NZD/JPY skyrocketed yesterday, breaking above the medium-term downside resistance line drawn from the peak of the 23rd of January. The rally continued today, with the rate hitting resistance near the 75.55 barrier, which proved a strong resistance from the 21st of September until the 1st of October. The rate also trades above a tentative short-term uptrend line taken from the low of the 26th of October. In our view, all these suggest a positive near-term outlook.
That said, given how strong of a resistance the 75.55 zone was proven to be, we would like to see a clear move above that hurdle before we get confident on more advances. A break above 75.55 could initially pave the way for the 76.00 zone, marked by the intraday swing low of the 31st of July. Another break above that level could target the peak of that day, at around 76.30.

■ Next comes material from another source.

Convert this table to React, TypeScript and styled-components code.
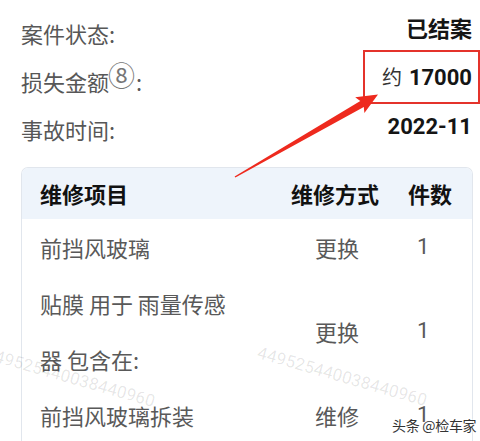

Taking a look at our short-term oscillators, we see that the RSI shows signs of topping within its above-70 zone, while the MACD, although above both its zero and trigger lines, has started to slow down. So, having these signs in mind, we would stay cautious of a possible setback before the next positive leg, perhaps for a test near the 75.05 level, or the crossroads of the 74.80 barrier and the aforementioned short-term uptrend line.

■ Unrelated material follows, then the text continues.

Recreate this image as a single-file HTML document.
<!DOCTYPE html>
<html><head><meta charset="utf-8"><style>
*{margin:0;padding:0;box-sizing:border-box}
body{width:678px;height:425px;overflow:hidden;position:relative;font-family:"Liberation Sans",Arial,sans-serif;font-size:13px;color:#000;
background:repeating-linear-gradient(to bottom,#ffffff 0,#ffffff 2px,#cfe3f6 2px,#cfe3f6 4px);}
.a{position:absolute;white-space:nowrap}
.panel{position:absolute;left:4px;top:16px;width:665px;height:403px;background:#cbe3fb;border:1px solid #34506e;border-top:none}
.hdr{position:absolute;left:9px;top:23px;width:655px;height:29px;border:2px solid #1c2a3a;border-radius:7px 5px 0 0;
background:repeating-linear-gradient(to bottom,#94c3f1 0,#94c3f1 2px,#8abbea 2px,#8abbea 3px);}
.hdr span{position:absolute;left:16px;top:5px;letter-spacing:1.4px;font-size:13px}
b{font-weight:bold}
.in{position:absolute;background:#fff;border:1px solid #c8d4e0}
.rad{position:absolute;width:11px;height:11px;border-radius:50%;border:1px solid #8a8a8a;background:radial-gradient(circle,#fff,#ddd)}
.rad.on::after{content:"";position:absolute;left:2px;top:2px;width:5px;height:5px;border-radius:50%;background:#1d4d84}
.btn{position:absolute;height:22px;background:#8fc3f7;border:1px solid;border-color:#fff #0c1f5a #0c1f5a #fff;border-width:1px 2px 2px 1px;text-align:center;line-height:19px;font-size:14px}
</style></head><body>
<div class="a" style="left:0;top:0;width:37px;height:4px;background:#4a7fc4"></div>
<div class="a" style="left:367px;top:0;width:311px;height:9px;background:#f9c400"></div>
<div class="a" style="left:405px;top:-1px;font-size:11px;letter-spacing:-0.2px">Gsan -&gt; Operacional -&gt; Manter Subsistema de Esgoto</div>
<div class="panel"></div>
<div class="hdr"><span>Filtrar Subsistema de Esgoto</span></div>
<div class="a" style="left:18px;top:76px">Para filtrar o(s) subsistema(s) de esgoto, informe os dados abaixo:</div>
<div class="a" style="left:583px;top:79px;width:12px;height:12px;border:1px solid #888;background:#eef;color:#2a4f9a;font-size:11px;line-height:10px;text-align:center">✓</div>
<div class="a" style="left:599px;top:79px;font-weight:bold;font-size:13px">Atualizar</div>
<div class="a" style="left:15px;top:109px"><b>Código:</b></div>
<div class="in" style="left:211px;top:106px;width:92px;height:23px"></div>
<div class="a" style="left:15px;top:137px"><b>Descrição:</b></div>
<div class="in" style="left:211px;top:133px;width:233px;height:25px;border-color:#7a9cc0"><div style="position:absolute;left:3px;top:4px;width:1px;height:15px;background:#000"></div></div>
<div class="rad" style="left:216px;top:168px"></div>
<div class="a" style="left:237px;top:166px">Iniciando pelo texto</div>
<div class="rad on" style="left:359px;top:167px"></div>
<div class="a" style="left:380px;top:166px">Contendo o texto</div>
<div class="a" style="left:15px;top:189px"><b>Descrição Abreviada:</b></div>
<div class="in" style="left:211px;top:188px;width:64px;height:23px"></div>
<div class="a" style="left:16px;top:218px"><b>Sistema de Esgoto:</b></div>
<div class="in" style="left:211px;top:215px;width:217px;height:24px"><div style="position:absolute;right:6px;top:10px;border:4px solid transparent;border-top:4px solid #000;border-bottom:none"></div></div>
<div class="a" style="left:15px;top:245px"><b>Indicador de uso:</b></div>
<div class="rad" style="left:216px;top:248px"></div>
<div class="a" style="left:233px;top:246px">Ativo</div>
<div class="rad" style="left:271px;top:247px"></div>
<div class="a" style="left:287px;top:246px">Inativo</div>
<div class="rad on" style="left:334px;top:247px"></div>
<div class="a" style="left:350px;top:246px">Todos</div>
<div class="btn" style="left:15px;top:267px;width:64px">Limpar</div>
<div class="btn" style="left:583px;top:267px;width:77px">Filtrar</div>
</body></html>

On the downside, we would like to see a clear break back below 74.35 before we start examining whether the bulls have abandoned the battlefield. Such a dip could confirm a dip below the short-term uptrend line and could signal the rate’s return back below the medium-term downside line drawn from the peak of the 23rd of January. The bears could initially aim for the 73.60 zone, the break of which could set the stage for the 73.20 barrier.